Peace. Peace with God, peace with our conscience and peace with our neighbour. These three things are all necessary for lasting joy and contentment in life’s suffering. Man is able to compromise regarding the third and for a time drown out the second. But he is powerless to do the first.

And so God came into the world as one of us to accomplish all three.

To this end, the arrival of Jesus as the Son of God and the Prince of Peace was announced by angelic choirs singing,

Glory to God in the highest heaven, and peace on earth to those on whom his favour rests (Luke 2:14)

In his book, Eternity in their Hearts, Don Richardson recalls his missionary days in Papua New Guinea with his wife Carol. In 1962 Don and his wife took their 8-month-old son Stephen to Papua New Guinea to live among the Sawi people.

The Sawi people were one of five or six tribes in the world who practised both cannibalism and headhunting. They sought heads as trophies and saw people in general as a potential meal.

The early attempts by Don to communicate the gospel to these people were frustrated by the tribe’s admiration for treachery.

The particular brand of treachery most admirable to the Sawi was to befriend others over a period of months, inviting them to meals and celebrations while slowly fattening them for an unsuspecting day of slaughter.

The Sawi people worshipped this kind of hero, one who was able to successfully deceive and then later eat his companion.

As a result, early attempts to share the gospel left the tribe with the perception that Judas Iscariot was the hero of the story and that Jesus was simply the one to be laughed at—the one on whom others would feast.

John and his wife Carol found themselves struggling with two weighty problems.

The first problem was, how could they make the real meaning of the gospel clear to a people whose value system seem so opposite to the New Testament ethic? And, secondly, how could they be sure that these people were not fattening them up with friendship for an unsuspecting day of slaughter?

The couple prayed daily for wisdom and a way for the gospel to reach these hard-hearted people.

Over time they noticed that the Sawi people had a unique way of making peace and forstalling outbreaks of inter-tribal violence. If a Sawi father offered his son to another group as a “peace child” not only was the current grievance considered settled but also future grievances would also be forgiven—so long as the peace child remained alive.

This cultural quirk of the Sawi people proved to be an opening through which Don and his wife could present Jesus Christ as the Son of God and the ultimate Peace Child.
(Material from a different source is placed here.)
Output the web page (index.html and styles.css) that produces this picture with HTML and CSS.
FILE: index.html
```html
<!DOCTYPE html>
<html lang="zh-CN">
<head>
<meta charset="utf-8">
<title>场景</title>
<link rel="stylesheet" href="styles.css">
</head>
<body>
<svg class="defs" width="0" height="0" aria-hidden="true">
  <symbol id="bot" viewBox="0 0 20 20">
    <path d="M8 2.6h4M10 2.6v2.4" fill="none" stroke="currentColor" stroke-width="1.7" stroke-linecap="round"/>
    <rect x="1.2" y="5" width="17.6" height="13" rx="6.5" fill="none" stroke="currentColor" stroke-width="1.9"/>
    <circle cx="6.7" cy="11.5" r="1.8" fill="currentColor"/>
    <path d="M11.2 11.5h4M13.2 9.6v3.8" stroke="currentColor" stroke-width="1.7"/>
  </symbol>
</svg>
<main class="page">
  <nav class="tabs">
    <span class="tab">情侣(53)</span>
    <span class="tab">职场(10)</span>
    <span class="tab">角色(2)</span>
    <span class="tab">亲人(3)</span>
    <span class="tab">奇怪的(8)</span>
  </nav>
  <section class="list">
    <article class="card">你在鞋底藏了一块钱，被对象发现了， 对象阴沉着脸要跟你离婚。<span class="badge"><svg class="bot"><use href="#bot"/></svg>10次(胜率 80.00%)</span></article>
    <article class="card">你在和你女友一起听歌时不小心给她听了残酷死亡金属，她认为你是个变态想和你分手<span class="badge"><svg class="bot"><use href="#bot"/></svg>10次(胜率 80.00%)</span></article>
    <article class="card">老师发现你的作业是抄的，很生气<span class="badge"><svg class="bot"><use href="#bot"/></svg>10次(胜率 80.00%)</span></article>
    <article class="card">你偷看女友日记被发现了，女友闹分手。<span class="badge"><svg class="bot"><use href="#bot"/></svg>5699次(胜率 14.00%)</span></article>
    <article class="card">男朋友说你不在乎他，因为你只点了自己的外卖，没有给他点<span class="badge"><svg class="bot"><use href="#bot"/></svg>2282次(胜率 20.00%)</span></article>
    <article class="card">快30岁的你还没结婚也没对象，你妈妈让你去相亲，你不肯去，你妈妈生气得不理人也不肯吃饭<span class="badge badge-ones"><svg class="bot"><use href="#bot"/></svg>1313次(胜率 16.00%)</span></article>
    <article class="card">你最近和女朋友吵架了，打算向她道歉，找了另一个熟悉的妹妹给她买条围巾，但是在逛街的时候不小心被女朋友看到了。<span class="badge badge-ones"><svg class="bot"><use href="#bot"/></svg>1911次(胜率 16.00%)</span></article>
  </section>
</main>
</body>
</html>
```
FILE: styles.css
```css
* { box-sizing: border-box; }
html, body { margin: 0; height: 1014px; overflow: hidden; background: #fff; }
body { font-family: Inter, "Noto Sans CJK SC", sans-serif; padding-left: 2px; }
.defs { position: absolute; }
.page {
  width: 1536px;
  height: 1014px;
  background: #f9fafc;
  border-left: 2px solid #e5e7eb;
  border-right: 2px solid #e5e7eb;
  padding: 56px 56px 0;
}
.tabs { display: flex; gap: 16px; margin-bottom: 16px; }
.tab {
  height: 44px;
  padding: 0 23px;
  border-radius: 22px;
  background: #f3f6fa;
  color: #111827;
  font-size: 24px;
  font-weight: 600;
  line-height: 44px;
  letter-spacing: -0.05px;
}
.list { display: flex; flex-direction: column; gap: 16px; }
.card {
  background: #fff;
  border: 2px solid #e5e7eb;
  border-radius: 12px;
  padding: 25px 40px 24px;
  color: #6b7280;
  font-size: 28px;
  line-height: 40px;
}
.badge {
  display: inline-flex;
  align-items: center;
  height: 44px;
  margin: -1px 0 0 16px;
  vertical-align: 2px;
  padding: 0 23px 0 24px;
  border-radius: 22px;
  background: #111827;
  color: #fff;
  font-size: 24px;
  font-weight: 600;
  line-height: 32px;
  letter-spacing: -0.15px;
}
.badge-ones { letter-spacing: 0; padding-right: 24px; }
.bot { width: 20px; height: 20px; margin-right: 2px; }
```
And he shall stand and shepherd his flock in the strength of the LORD, in the majesty of the name of the LORD his God. And they shall dwell secure, for now he shall be great to the ends of the earth. And He will be their peace. (Micah 5:4-5).
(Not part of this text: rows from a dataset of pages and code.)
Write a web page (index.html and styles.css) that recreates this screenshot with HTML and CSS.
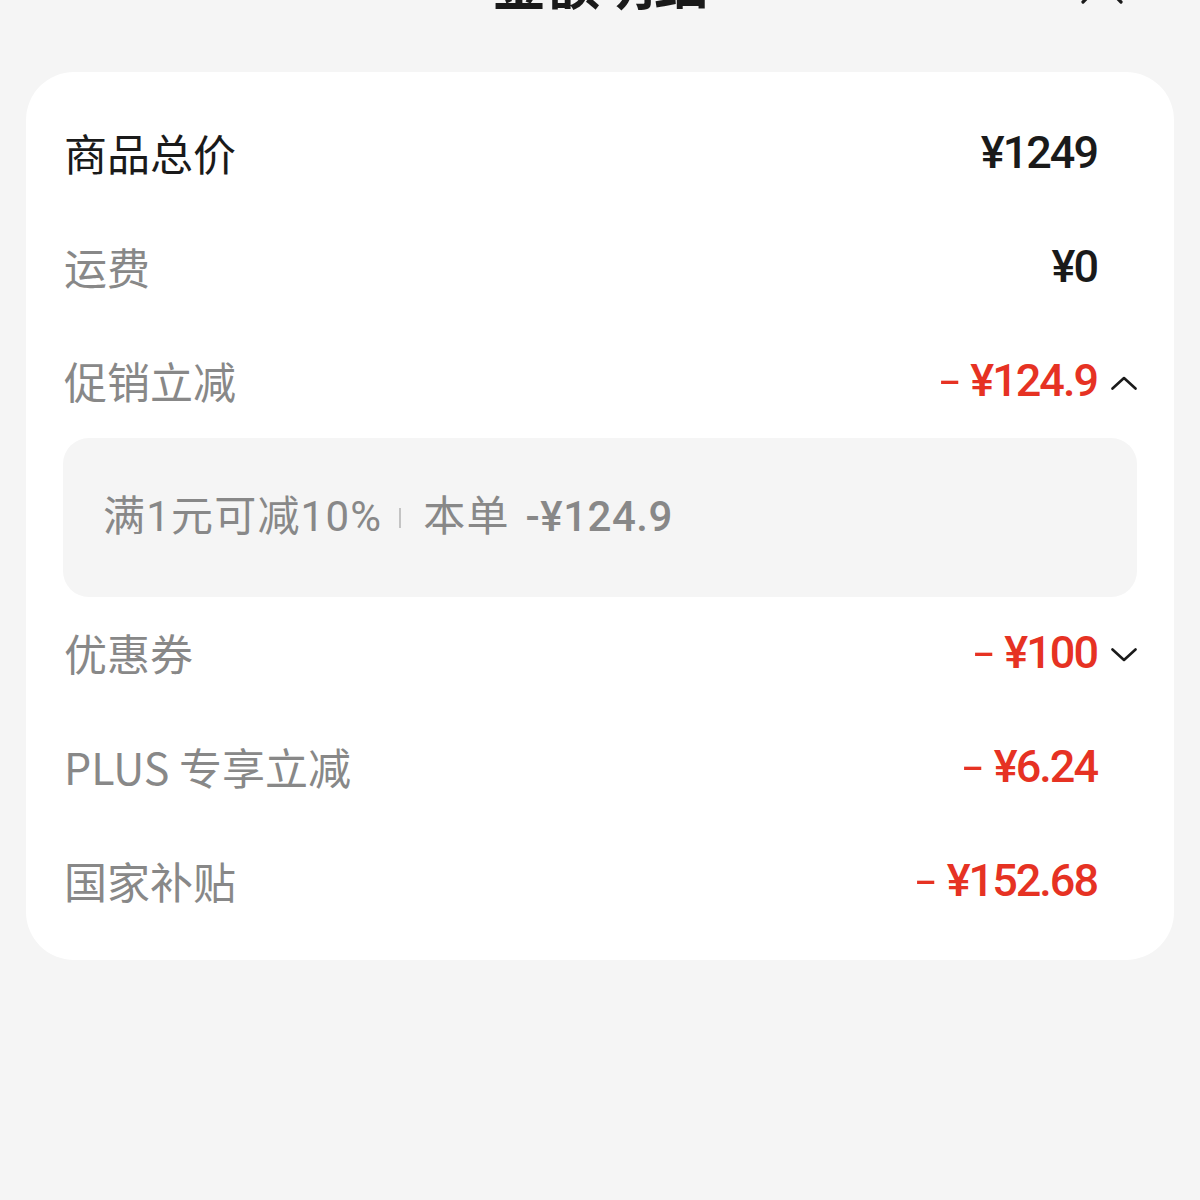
FILE: index.html
```html
<!DOCTYPE html>
<html lang="zh-CN">
<head>
<meta charset="utf-8">
<title>金额明细</title>
<link rel="stylesheet" href="styles.css">
</head>
<body>
<div class="sheet">
  <header class="header">
    <h1 class="title">金额明细</h1>
    <svg class="close" width="44" height="44" viewBox="0 0 44 44"><path d="M3 3 L41 41 M41 3 L3 41" stroke="#1a1a1a" stroke-width="3.2" stroke-linecap="round" fill="none"/></svg>
  </header>
  <section class="card">
    <div class="row">
      <span class="label strong">商品总价</span>
      <span class="value">¥1249</span>
      <span class="icon-slot"></span>
    </div>
    <div class="row">
      <span class="label">运费</span>
      <span class="value">¥0</span>
      <span class="icon-slot"></span>
    </div>
    <div class="row">
      <span class="label">促销立减</span>
      <span class="value red"><span class="minus">-</span>¥124.9</span>
      <span class="icon-slot">
        <svg width="26" height="14" viewBox="0 0 26 14"><path d="M1.5 12.5 L13 2 L24.5 12.5" stroke="#1a1a1a" stroke-width="2.6" fill="none" stroke-linecap="round" stroke-linejoin="round"/></svg>
      </span>
    </div>
    <div class="detail">
      <span class="detail-text">满1元可减10%</span>
      <span class="divider"></span>
      <span class="detail-text">本单<span class="num">-¥124.9</span></span>
    </div>
    <div class="row">
      <span class="label">优惠券</span>
      <span class="value red"><span class="minus">-</span>¥100</span>
      <span class="icon-slot">
        <svg width="26" height="14" viewBox="0 0 26 14"><path d="M1.5 1.5 L13 12 L24.5 1.5" stroke="#1a1a1a" stroke-width="2.6" fill="none" stroke-linecap="round" stroke-linejoin="round"/></svg>
      </span>
    </div>
    <div class="row">
      <span class="label">PLUS 专享立减</span>
      <span class="value red"><span class="minus">-</span>¥6.24</span>
      <span class="icon-slot"></span>
    </div>
    <div class="row">
      <span class="label">国家补贴</span>
      <span class="value red"><span class="minus">-</span>¥152.68</span>
      <span class="icon-slot"></span>
    </div>
  </section>
</div>
</body>
</html>
```
FILE: styles.css
```css
html, body {
  margin: 0;
  padding: 0;
  background: #f5f5f5;
}
body {
  width: 1200px;
  height: 1200px;
  overflow: hidden;
  font-family: "Noto Sans CJK SC", "Noto Sans", sans-serif;
}
.header {
  position: relative;
  height: 72px;
  display: flex;
  justify-content: center;
}
.title {
  margin: -45px 0 0 0;
  font-size: 54px;
  line-height: 54px;
  font-weight: 700;
  color: #1a1a1a;
  height: 54px;
}
.close {
  position: absolute;
  left: 1080px;
  top: -39px;
}
.card {
  margin: 0 26px;
  background: #ffffff;
  border-radius: 48px;
  padding: 26px 37px 20px 37px;
  height: 888px;
  box-sizing: border-box;
}
.row {
  height: 114px;
  display: flex;
  align-items: center;
}
.label {
  flex: 1;
  padding-left: 1px;
  padding-bottom: 6px;
  font-size: 43px;
  color: #888888;
  line-height: 1;
}
.label.strong {
  color: #1a1a1a;
}
.value {
  font-family: "Roboto", "Noto Sans", sans-serif;
  font-weight: 500;
  font-size: 45px;
  letter-spacing: -2px;
  color: #1a1a1a;
  line-height: 1;
  padding-bottom: 5px;
}
.value.red {
  color: #e63223;
}
.minus {
  font-weight: 400;
  margin-right: 17px;
  display: inline-block;
  transform: scaleX(1.6);
}
.icon-slot {
  width: 40px;
  display: flex;
  justify-content: flex-end;
  align-items: center;
}
.detail {
  height: 159px;
  margin: -2px 0 1px 0;
  background: #f5f5f5;
  border-radius: 26px;
  display: flex;
  align-items: center;
  padding-left: 40px;
  color: #888888;
  font-size: 42px;
}
.detail-text {
  font-family: "Roboto", "Noto Sans CJK SC", sans-serif;
  letter-spacing: 1.2px;
  line-height: 1;
  padding-bottom: 2px;
}
.detail-text .num {
  font-weight: 500;
  letter-spacing: 0.5px;
  margin-left: 16px;
}
.divider {
  width: 2px;
  height: 20px;
  background: #c4c4c4;
  margin: 0 22px 0 17px;
}
```
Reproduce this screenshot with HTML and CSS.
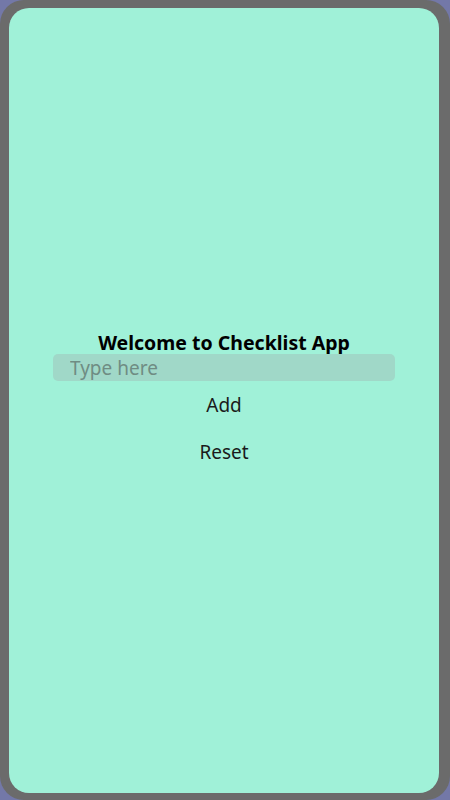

On hearing Jesus described as the Peace Child who brought forgiveness and rest, their eyes were opened and they began to see Judas in a new light.

There was only one thing more disgraceful or shameful than being the victim of their treachery and that was to do harm to the peace child.

Judas had betrayed the Peace Child. As a result of God’s wonder-working power in their hearts, the Sawi people turned from their old ways and laid their hands on the Peace Child as the one who alone could bring salvation to the village.

You and I are invited to do the same each day. When trouble stirs between our neighbour, we lay our hand on the Peace Child.

When shame troubles the conscience, we lay our hand on the Peace Child. And when we stumble and fall, we look again to God and lay our hands on the Peace Child.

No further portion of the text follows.